Despite these uncertainties, Vineet Nahata, CBT member and employers’ representative from PHD Chamber of Commerce and Industry, stated:

“Interest rate was kept steady at 8.25% despite uncertainties in financial markets and tense geopolitical situation and Israel-US vs Iran war…next year we expect creation of Interest Stabilization Reserve to formalise the consistency and predictability of stable interest payout to subscribers,”

The proposed Interest Stabilization Reserve could help buffer future fluctuations and maintain predictable returns.

Political Context and Recent Interest Rate Trends

The decision comes in a politically significant year, with elections scheduled in four states and one Union Territory.

Notably:

  • The previous increase to 8.25% for 2023-24 was announced ahead of the 2024 Lok Sabha elections.

  • The rate had earlier been 8.15% in 2022-23.

  • The lowest rate in recent history was 8.10% in 2021-22.

  • The highest rate over the past decade was 9.50% in 2010-11.

The consistency at 8.25% suggests a preference for stability amid both economic and political uncertainty.

EPFO Investment Performance

The EPFO’s returns are primarily linked to:

  • Yields on government securities

  • Returns from equity investments

  • Exchange Traded Funds (ETFs)

The Ministry of Labour and Employment stated:

“The decision reflects the strong credit profile of EPFO’s investment portfolio and its sustained ability to deliver competitive returns to its members,”

The Ministry also noted that returns from ETF and other investments have helped sustain rates above 8% for several years.

Pilot Project to Settle Inoperative Accounts

Rs 2,800 Crore to Be Released

In a significant relief measure, the EPFO Board approved a project aimed at settling nearly Rs 2,800 crore in unclaimed provident fund accounts.

An account is classified as inoperative if:

  • No contribution is received for three consecutive years

  • The member has attained 55 years of age

  • Or from the date of retirement, whichever is later

Auto-Initiation for Small Balances

The Board approved a pilot project to automatically initiate claim settlements for inoperative accounts with unclaimed balances of Rs 1,000 or less.

  • Around 1.33 lakh such accounts

  • Totaling nearly Rs 5.68 crore

  • Will be covered in the first phase

Funds will be directly credited to Aadhaar-seeded and EPFO-linked bank accounts without requiring fresh claims or documentation.

The project will later expand to accounts with balances exceeding Rs 1,000.

New PF, Pension and Insurance Schemes

The Board also approved notification of revised social security schemes under the Code on Social Security, 2020.

These updates aim to align:

  • EPF (Employees’ Provident Fund)

  • EPS (Employees’ Pension Scheme)

  • EDLI (Employees’ Deposit Linked Insurance)

with the provisions of the Social Security Code.

However, CBT members called for broader consultation.

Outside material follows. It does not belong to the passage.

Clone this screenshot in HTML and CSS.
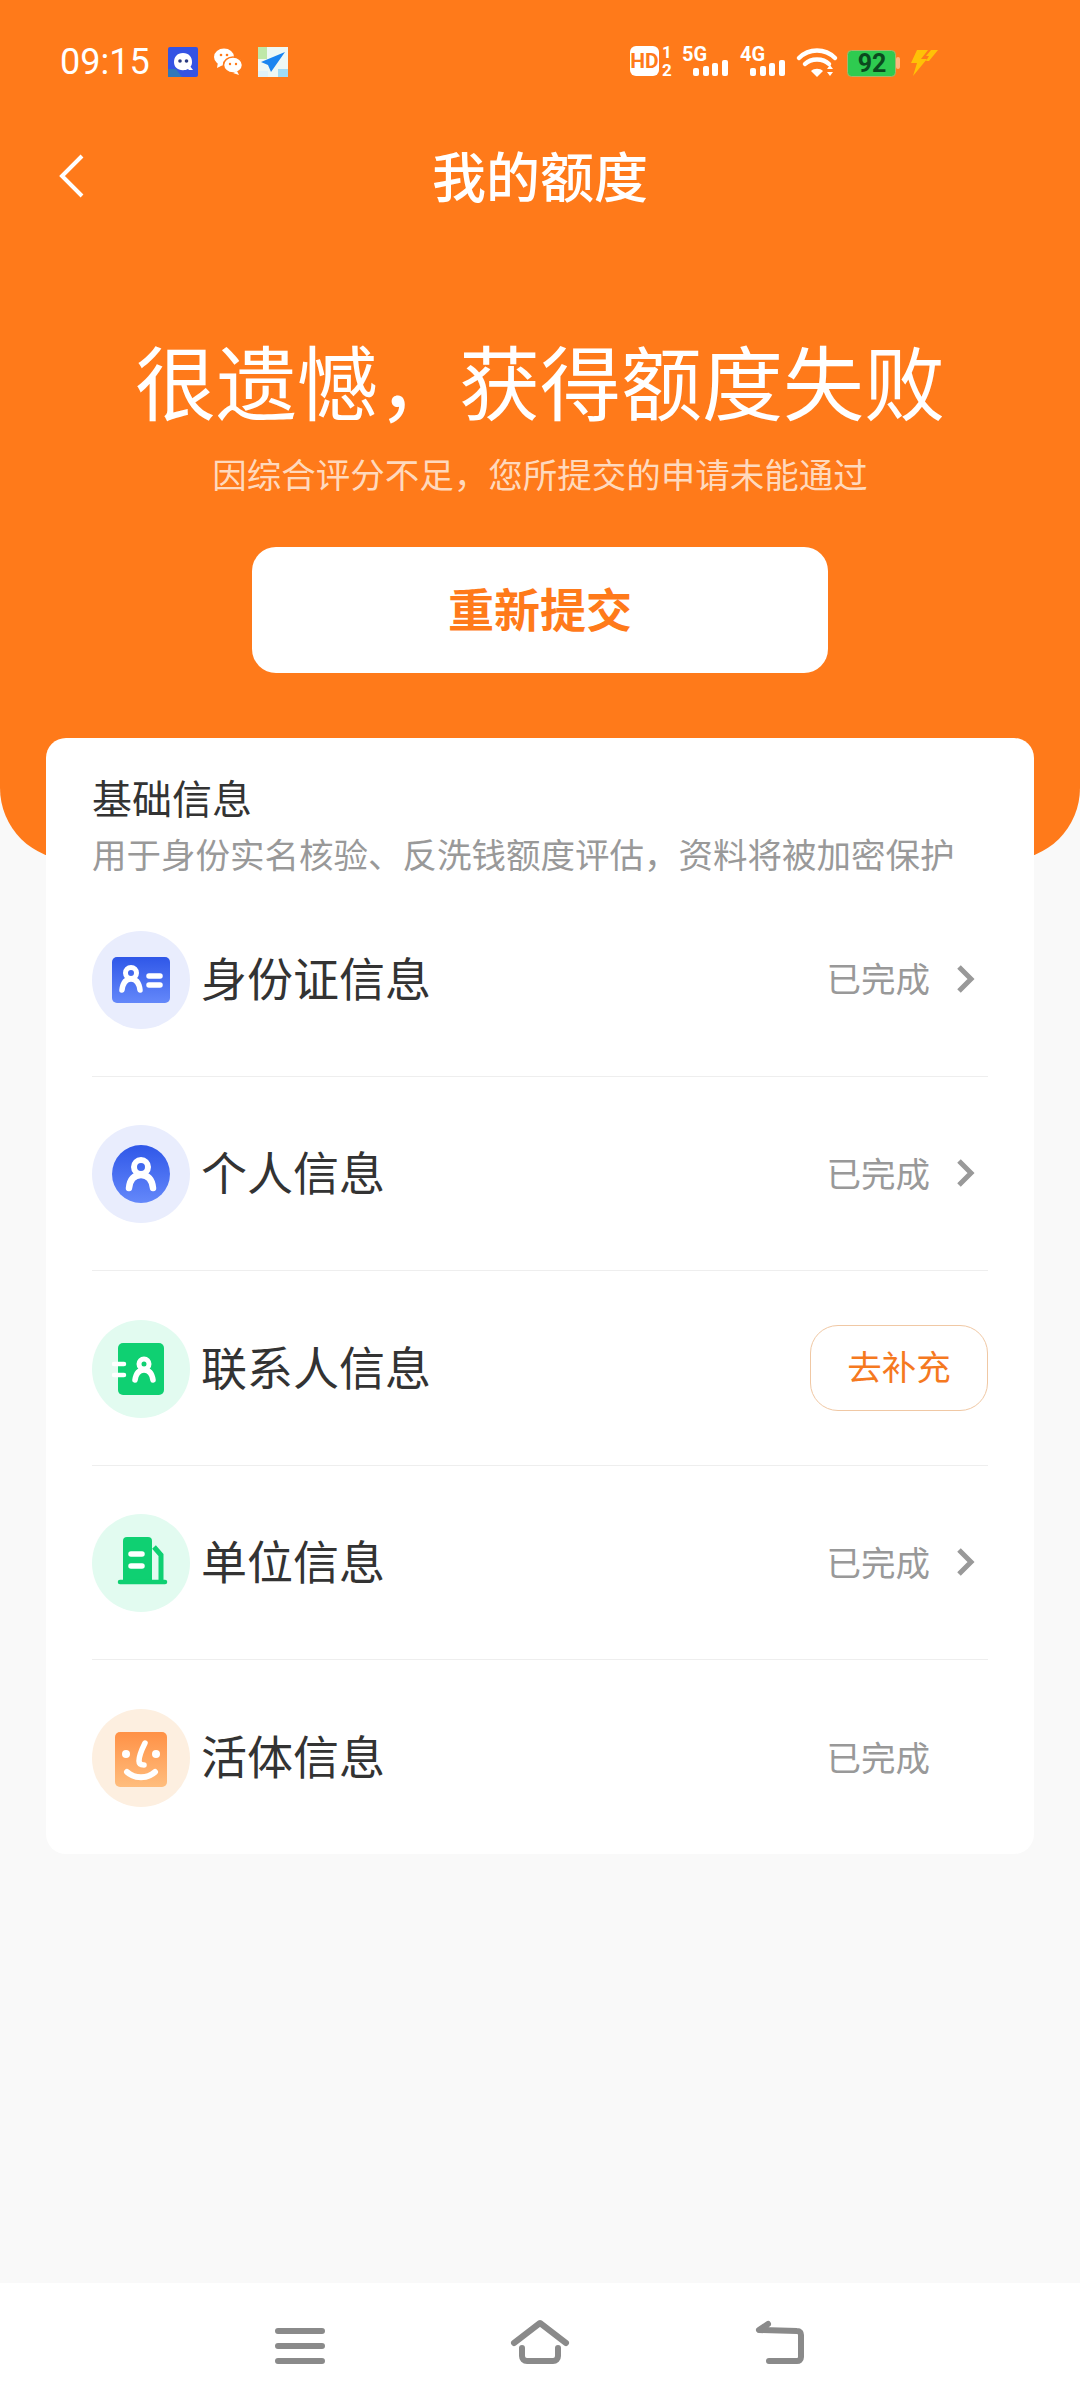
FILE: index.html
```html
<!DOCTYPE html>
<html lang="zh">
<head>
    <meta charset="utf-8">
    <title>我的额度</title>
    <link rel="stylesheet" href="styles.css">
</head>
<body>
    <div class="page">
        <header class="header">
            <div class="status">
                <span class="time">09:15</span>
                <svg class="app app-first" viewBox="0 0 30 30">
                    <rect width="30" height="30" rx="2" fill="#3453e4"/>
                    <path d="M0 22h8l6 8H0z" fill="#2f78b8"/>
                    <path d="M15 6c6 0 9 4 9 9 0 2-.5 3.500-1.500 4.800l2.500 3.200h-4l-1-1c-1.500.8-3 1.200-5 1.200-6 0-9-3.500-9-8.200S9 6 15 6z" fill="#fff"/>
                    <circle cx="12" cy="14" r="1.800" fill="#2a3a80"/>
                    <circle cx="18.500" cy="14" r="1.800" fill="#2a3a80"/>
                </svg>
                <svg class="app app-chat" viewBox="0 0 30 30">
                    <ellipse cx="11" cy="10" rx="10" ry="8.500" fill="#fff"/>
                    <path d="M5 15l-1 6 6-3z" fill="#fff"/>
                    <ellipse cx="20" cy="18" rx="9.500" ry="8" fill="#fff" stroke="#ff7a1a" stroke-width="1.500"/>
                    <path d="M24 24l2 4-6-2z" fill="#fff"/>
                    <circle cx="8" cy="8" r="1.300" fill="#ff7a1a"/>
                    <circle cx="14" cy="8" r="1.300" fill="#ff7a1a"/>
                    <circle cx="17" cy="17" r="1.200" fill="#ff7a1a"/>
                    <circle cx="23" cy="17" r="1.200" fill="#ff7a1a"/>
                </svg>
                <svg class="app app-map" viewBox="0 0 30 30">
                    <rect width="30" height="30" fill="#eef8f4"/>
                    <rect width="9" height="12" fill="#bfe8a8"/>
                    <rect x="20" y="22" width="10" height="8" fill="#9fdcf5"/>
                    <rect x="0" y="24" width="10" height="6" fill="#dff3fb"/>
                    <path d="M27 5L3 15l7 3 3 7z" fill="#1a85f0"/>
                </svg>
                <svg class="indicators" viewBox="0 0 330 48">
                    <rect x="10" y="8" width="29" height="30" rx="6" fill="#fff"/>
                    <text x="24.500" y="30" class="ind-hd">HD</text>
                    <text x="47" y="20" class="ind-sim">1</text>
                    <text x="47" y="38" class="ind-sim">2</text>

                    <text x="62" y="23" class="ind-net">5G</text>
                    <rect x="73" y="30" width="6" height="8" rx="2" fill="#fff"/>
                    <rect x="83" y="28" width="6" height="10" rx="2" fill="#fff"/>
                    <rect x="92" y="25" width="6" height="13" rx="2" fill="#fff"/>
                    <rect x="102" y="22" width="6" height="16" rx="2" fill="#fff"/>

                    <text x="120" y="23" class="ind-net">4G</text>
                    <rect x="130" y="30" width="6" height="8" rx="2" fill="#fff"/>
                    <rect x="140" y="28" width="6" height="10" rx="2" fill="#fff"/>
                    <rect x="149" y="25" width="6" height="13" rx="2" fill="#fff"/>
                    <rect x="159" y="22" width="6" height="16" rx="2" fill="#fff"/>

                    <g fill="none" stroke="#fff" stroke-width="4.500" stroke-linecap="round">
                        <path d="M179 20c10-10 26-10 36 0"/>
                        <path d="M185 26c6-6 18-6 24 0"/>
                    </g>
                    <path d="M191 33c3-3 9-3 12 0l-6 6z" fill="#fff"/>
                    <path d="M207 31l3-4 3 4zM207 34l3 4 3-4z" fill="#fff"/>

                    <rect x="227.500" y="12.500" width="48" height="26" rx="4" fill="#2ecb50" stroke="#a9b56a"/>
                    <rect x="276" y="19" width="4" height="12" rx="2" fill="#ffb67e"/>
                    <text x="252" y="34" class="ind-bat">92</text>

                    <path d="M297 12h11l-7 9h6l-14 17 4-13h-6zM311 12h7l-9 11h-3l3-5h-3z" fill="#ffc107"/>
                </svg>
            </div>
            <div class="nav">
                <svg class="nav-back" viewBox="0 0 30 48">
                    <path d="M24 4L4 24l20 20" fill="none" stroke="#fff" stroke-width="4"/>
                </svg>
                <h2 class="nav-title">我的额度</h2>
            </div>
            <h1 class="hero-title">很遗憾，获得额度失败</h1>
            <p class="hero-sub">因综合评分不足，您所提交的申请未能通过</p>
            <button class="resubmit">重新提交</button>
        </header>

        <main class="card">
            <h3 class="card-title">基础信息</h3>
            <p class="card-sub">用于身份实名核验、反洗钱额度评估，资料将被加密保护</p>

            <div class="row">
                <svg class="row-icon" viewBox="0 0 98 98">
                    <defs>
                        <linearGradient id="blue" x1="0" y1="0" x2="0" y2="1">
                            <stop offset="0" stop-color="#2f57e8"/>
                            <stop offset="1" stop-color="#6488fa"/>
                        </linearGradient>
                        <linearGradient id="peach" x1="0" y1="0" x2="0" y2="1">
                            <stop offset="0" stop-color="#ff9146"/>
                            <stop offset="1" stop-color="#ffbd7d"/>
                        </linearGradient>
                    </defs>
                    <circle cx="49" cy="49" r="49" fill="#e9edfd"/>
                    <rect x="20" y="26" width="58" height="46" rx="5" fill="url(#blue)"/>
                    <circle cx="39" cy="42" r="5.500" fill="none" stroke="#fff" stroke-width="5"/>
                    <path d="M30 59c1-8 4-11 9-11s8 3 9 11" fill="none" stroke="#fff" stroke-width="5.500" stroke-linecap="round"/>
                    <path d="M57 45h11M57 54h11" stroke="#fff" stroke-width="5.500" stroke-linecap="round"/>
                </svg>
                <span class="row-label">身份证信息</span>
                <span class="row-state">已完成</span>
                <svg class="row-arrow" viewBox="0 0 18 28"><path d="M2 2l12 12L2 26" fill="none" stroke="#999" stroke-width="5"/></svg>
            </div>

            <div class="row">
                <svg class="row-icon" viewBox="0 0 98 98">
                    <circle cx="49" cy="49" r="49" fill="#e9edfd"/>
                    <circle cx="49" cy="49" r="29" fill="url(#blue)"/>
                    <circle cx="49" cy="42" r="7" fill="none" stroke="#fff" stroke-width="6"/>
                    <path d="M37 63c1-9 5-13 12-13s11 4 12 13" fill="none" stroke="#fff" stroke-width="6.500" stroke-linecap="round"/>
                </svg>
                <span class="row-label">个人信息</span>
                <span class="row-state">已完成</span>
                <svg class="row-arrow" viewBox="0 0 18 28"><path d="M2 2l12 12L2 26" fill="none" stroke="#999" stroke-width="5"/></svg>
            </div>

            <div class="row">
                <svg class="row-icon" viewBox="0 0 98 98">
                    <circle cx="49" cy="49" r="49" fill="#e2fbf0"/>
                    <rect x="26" y="23" width="46" height="52" rx="5" fill="#0fd072"/>
                    <path d="M22 44h10M22 55h10" stroke="#fff" stroke-width="4.500" stroke-linecap="round"/>
                    <circle cx="52" cy="44" r="5" fill="none" stroke="#fff" stroke-width="5"/>
                    <path d="M43 60c1-7 4-10 9-10s8 3 9 10" fill="none" stroke="#fff" stroke-width="5.500" stroke-linecap="round"/>
                </svg>
                <span class="row-label">联系人信息</span>
                <button class="fill-btn">去补充</button>
            </div>

            <div class="row">
                <svg class="row-icon" viewBox="0 0 98 98">
                    <circle cx="49" cy="49" r="49" fill="#e2fbf0"/>
                    <path d="M31 27a4 4 0 0 1 4-4h21a4 4 0 0 1 4 4v39H31z" fill="#0fd072"/>
                    <path d="M62 33l7 8v27" fill="none" stroke="#0fd072" stroke-width="5"/>
                    <path d="M28 68h45" stroke="#0fd072" stroke-width="4.500" stroke-linecap="round"/>
                    <path d="M39 40h11M39 52h11" stroke="#fff" stroke-width="5.500" stroke-linecap="round"/>
                </svg>
                <span class="row-label">单位信息</span>
                <span class="row-state">已完成</span>
                <svg class="row-arrow" viewBox="0 0 18 28"><path d="M2 2l12 12L2 26" fill="none" stroke="#999" stroke-width="5"/></svg>
            </div>

            <div class="row">
                <svg class="row-icon" viewBox="0 0 98 98">
                    <circle cx="49" cy="49" r="49" fill="#fdefe0"/>
                    <rect x="23" y="23" width="52" height="55" rx="5" fill="url(#peach)"/>
                    <circle cx="34" cy="45" r="4" fill="#fff"/>
                    <circle cx="64" cy="45" r="4" fill="#fff"/>
                    <path d="M53 34c-3 6-6 12-6 18 0 3 2 4 5 4" fill="none" stroke="#fff" stroke-width="5.500" stroke-linecap="round"/>
                    <path d="M35 63c8 7 20 7 28 0" fill="none" stroke="#fff" stroke-width="6" stroke-linecap="round"/>
                </svg>
                <span class="row-label">活体信息</span>
                <span class="row-state">已完成</span>
                <span class="row-arrow"></span>
            </div>
        </main>

        <footer class="sysnav">
            <svg class="sys-icon" viewBox="0 0 60 60">
                <path d="M8 15h44M8 30h44M8 45h44" stroke="#8a8a8a" stroke-width="6" stroke-linecap="round"/>
            </svg>
            <svg class="sys-icon" viewBox="0 0 60 60">
                <path d="M4 27L30 7l26 20" fill="none" stroke="#8a8a8a" stroke-width="6" stroke-linecap="round" stroke-linejoin="round"/>
                <path d="M12 32v8c0 3 2 5 5 5h26c3 0 5-2 5-5v-8" fill="none" stroke="#8a8a8a" stroke-width="6" stroke-linecap="round"/>
            </svg>
            <svg class="sys-icon" viewBox="0 0 60 60">
                <path d="M18 8l-9 6 38 1c3 0 4 2 4 4v22c0 3-2 4-4 4H19" fill="none" stroke="#8a8a8a" stroke-width="6" stroke-linecap="round" stroke-linejoin="round"/>
            </svg>
        </footer>
    </div>
</body>
</html>
```

FILE: styles.css
```css
* {
    box-sizing: border-box;
}

body {
    margin: 0;
    background-color: #f9f9f9;
    font-family: "Noto Sans CJK SC", "Noto Sans", sans-serif;
}

h1, h2, h3, p {
    margin: 0;
    font-weight: 400;
}

button {
    font-family: inherit;
    background: #fff;
}

.page {
    display: flex;
    flex-direction: column;
    height: 2408px;
    overflow: hidden;
}

/* orange top part */
.header {
    display: flex;
    flex-direction: column;
    align-items: center;
    flex-shrink: 0;
    height: 860px;
    background-color: #ff7a1a;
    border-radius: 0 0 72px 72px;
    color: #fff;
}

.status {
    display: flex;
    align-items: center;
    width: 100%;
    height: 124px;
    padding: 0 130px 0 60px;
}

.time {
    font-family: Roboto, sans-serif;
    font-size: 36px;
    width: 108px;
}

.app {
    width: 30px;
    height: 30px;
    flex-shrink: 0;
}

.app-chat {
    margin-left: 15px;
}

.app-map {
    margin-left: 15px;
}

.indicators {
    width: 330px;
    height: 48px;
    margin-left: auto;
}

.indicators text {
    font-family: Roboto, sans-serif;
    font-weight: 700;
}

.ind-hd {
    font-size: 21px;
    fill: #ff7a1a;
    text-anchor: middle;
}

.ind-sim {
    font-size: 17px;
    fill: #fff;
    text-anchor: middle;
}

.ind-net {
    font-size: 20px;
    fill: #fff;
}

.ind-bat {
    font-size: 25px;
    fill: #0b4a1e;
    text-anchor: middle;
}

.nav {
    position: relative;
    display: flex;
    justify-content: center;
    align-items: center;
    width: 100%;
    height: 104px;
}

.nav-back {
    position: absolute;
    left: 58px;
    top: 28px;
    width: 30px;
    height: 48px;
}

.nav-title {
    padding-bottom: 3px;
    font-size: 54px;
    font-weight: 500;
    line-height: 101px;
}

.hero-title {
    margin-top: 101px;
    font-size: 81px;
    line-height: 100px;
}

.hero-sub {
    margin-top: 19px;
    font-size: 34.500px;
    line-height: 50px;
    color: #ffd9bd;
}

.resubmit {
    width: 576px;
    height: 126px;
    margin-top: 49px;
    padding: 0 0 6px;
    border: none;
    border-radius: 24px;
    font-size: 46px;
    font-weight: 700;
    color: #ff7a1a;
}

/* white card, sits over the header */
.card {
    flex-shrink: 0;
    width: 988px;
    margin: -122px 0 0 46px;
    padding: 36px 46px 0;
    background-color: #fff;
    border-radius: 20px;
}

.card-title {
    font-size: 40px;
    line-height: 46px;
    color: #333;
}

.card-sub {
    margin: 10px 0 6px;
    font-size: 34.500px;
    line-height: 46px;
    color: #999;
}

.row {
    display: flex;
    align-items: center;
    height: 194.500px;
    border-bottom: 1.500px solid #eeeeee;
}

.row:last-child {
    height: 194px;
    border-bottom: none;
}

.row-icon {
    width: 98px;
    height: 98px;
    margin-top: 2px;
    flex-shrink: 0;
}

.row-label {
    flex: 1;
    margin-left: 11px;
    padding-bottom: 6px;
    font-size: 46px;
    color: #333;
}

.row-state {
    padding-bottom: 3px;
    font-size: 34.500px;
    color: #999;
}

.row-arrow {
    width: 18px;
    height: 28px;
    margin: 0 13px 0 27px;
}

.fill-btn {
    width: 178px;
    height: 86px;
    padding: 0 0 5px;
    border: 1.500px solid #f0c8a4;
    border-radius: 28px;
    font-size: 34.500px;
    color: #f5791f;
}

.sysnav {
    display: flex;
    justify-content: center;
    align-items: center;
    gap: 180px;
    height: 125px;
    margin-top: auto;
    background-color: #fff;
}

.sys-icon {
    width: 60px;
    height: 60px;
}
```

R Karumalaiyan, employees’ representative in CBT and member of Centre of Indian Trade Unions, said:

“The schemes need to be discussed with central trade unions and a larger tripartite consultation is required,”

Further stakeholder discussions are expected before full implementation.

EPFO Interest Rate History (2010–2026)

H3: Key Highlights

  • Highest Rate: 9.50% (2010-11)

  • Lowest Rate: 8.10% (2021-22)

  • Current Rate (2024-25): 8.25%

  • Proposed for 2025-26: 8.25% (Pending ratification)

Over the past decade and a half, EPFO interest rates have fluctuated in response to bond yields, equity returns, and broader economic conditions.

Conclusion

The EPFO’s recommendation to maintain the 8.25% interest rate for 2025-26 reflects a balancing act between financial prudence and subscriber expectations.

While internal financial advisers and the Finance Ministry supported a reduction to 8.10%, the Board opted for continuity, even at the cost of a projected Rs 944.06 crore deficit — which will be adjusted against the previous year’s surplus.

The move underscores EPFO’s intent to provide stability amid market volatility, geopolitical tensions, and a politically sensitive year.

With additional reforms such as settlement of inoperative accounts and new social security schemes under the Code on Social Security, 2020, the organisation appears focused on both short-term subscriber relief and long-term structural alignment.

Final approval from the Ministry of Finance will determine when the 8.25% interest is officially credited to the accounts of over 7.8 crore EPF subscribers.